To combat climate change and achieve carbon reduction targets, Ukraine, like other European countries, must develop an ambitious national contribution. That is to say, make specific commitments on the volume of emission reductions.

Important decisions to start implementing the “green” transformation should be reflected in the Ukrainian state budget and community development strategies in all regions.

The government must adopt clear programs for the management of waste, the reduction of water and air pollution and the extension of green spaces. It is necessary to effectively implement the programs that already exist to reduce the emissions of large polluting companies.

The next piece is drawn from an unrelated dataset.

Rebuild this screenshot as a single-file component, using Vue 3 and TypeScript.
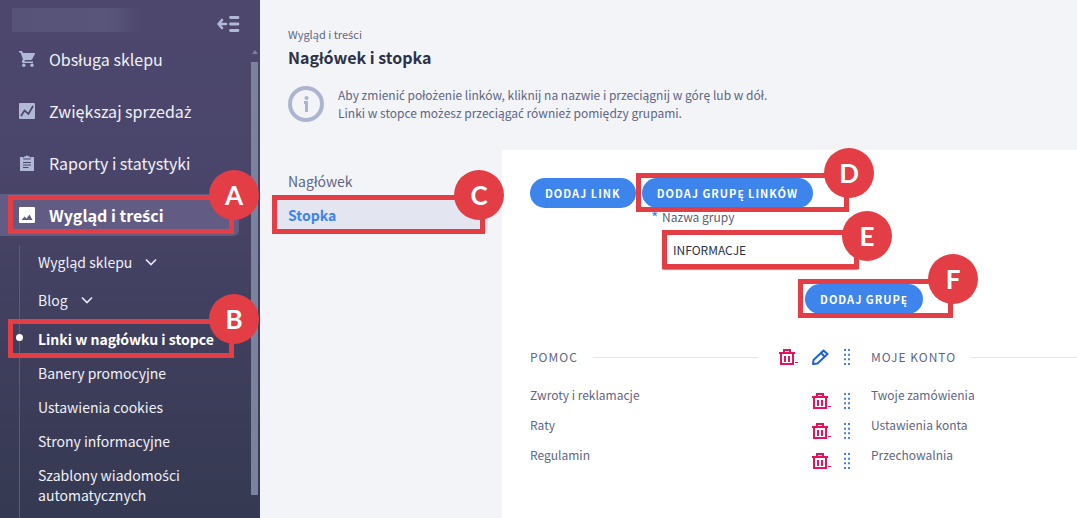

It is also important to create and develop the latest technologies in the field of renewable energies, including the generation of hydrogen. Ukraine has been identified as Europe’s strategic partner in hydrogen production, so this field could become a locomotive that will lead Ukraine towards an environmentally friendly European life.

There are powerful scientific and educational facilities in Ukraine, while young Ukrainians have repeatedly surprised the world with their inventions. Clearly, Ukraine needs to implement grant programs that would allow the scientific community to grow and come up with better environmental solutions.